Discussion in 'Teaching abroad' started by jofox27, Dec 3, 2018.

  1. jofox27

    jofox27 New commenter

    Has anyone any first hand experience or advise on teaching in Eastern Europe?

    I've read good things about Bulgaria, but what about Russia, Turkey, Poland or Georgia etc..?

    What would be the best in terms of overall package offered by the school?
    Do state schools hire non-native teachers?
    Do schools/international schools in Eastern Europe offer similar packages to that in SE Asia? (Do they provide benefits such as housing allowance, travel allowance or settling in fee?)

    Currently in China and trying to gauge the differences for next year.

    No children and travelling with a partner who also teaches EAL/ESL.

    Thanks for your guidance in advance.
     
  2. Ne11y

    Ne11y Occasional commenter

    Right. I've got some experience and some contacts in the area, so I can give you some brief answers for now.

    Russia is fine if you pick the right school. Even more so when you mention an EFL teacher partner. Teaching jobs aplenty, although your partner is unlikely to be paid anywhere near as well as you unless they work privately or find a job in an international school. However, you can get by on one salary if you're careful, so this is not necessarily an issue. Work Visas are a pain, everyone needs them to work officially. If you are not married, it might be easier for your partner to secure a job (and work visa) in advance.

    Poland is not far off Russia in some ways, but is actually part of the EU, which makes a huge difference. Lifestyle feels easier, connections to the rest of the world feel closer. Choose carefully, some schools don't offer much above a local salary.

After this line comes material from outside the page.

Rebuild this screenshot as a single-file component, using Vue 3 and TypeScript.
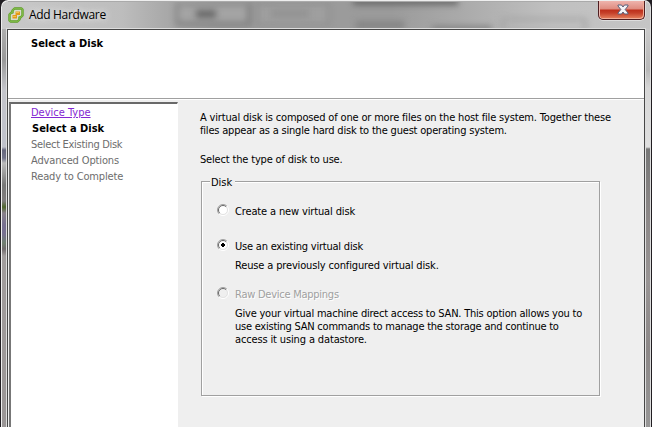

    No personal experience of Georgia, but I know through the local grapevine that people enjoy living and working there a great deal. I am considering it for my next posting.

    Ah, that old chestnut. Generally, Eastern Europe can be generous. Inside the EU you will get less (e.g. no health insurance, smaller flight allowance) and outside, you get more.

    I'm sure they would love to, but the pay would be low and paperwork may be awkward for them. If you were already resident in that place, maybe.

    See above. As a rule of thumb, the further east you venture, the better the packages tend to be from international schools. State schools will be unlikely to offer anything.

    Sounds like, combined with your experience in China, that you could cope with an adventure into the less popular areas of Eastern Europe. Go for it!

    Please PM me if you want more info.
     
  3. yasf

    yasf Occasional commenter

    It's really going to depend on your qualifications / experience / expectations. The best international schools have packages that are almost up there with the best asian schools. There is, however, a very wide range.

    If you send a PM, I'll happily try to help.
     
  4. dumbbells66

    dumbbells66 Lead commenter

    yasf likes this.
  5. the hippo

    the hippo Lead commenter Community helper

    And also check out a smelly swamp-dwelling pachyderm.
     
  6. lottee1000

    lottee1000 Occasional commenter

    There's a school in Georgia, and another in Bucharest, both advertising at the moment. Both would be ok to work in and we'll paid in comparison to cost of living, with saving potential.
     
  7. kirby42

    kirby42 New commenter

    I'm interested in working in Eastern Europe too. Would you recommend writing speculative applications to schools in countries where you are interested in working?
     
  8. Ne11y

    Ne11y Occasional commenter

    Yes, and treat it as a proper job application by tailoring it to the school.
     
  9. gulfgolf

    gulfgolf Established commenter

    There are good options in the region. Good schools (often smaller than Asian counterparts) with good packages. Total pay is lower than Asia but cost of living is MUCH cheaper so savings potential can be similar. Packages include housing, flights, tuition, all the typical things. Painting with a broad brush here; read the fine print for each school and offer.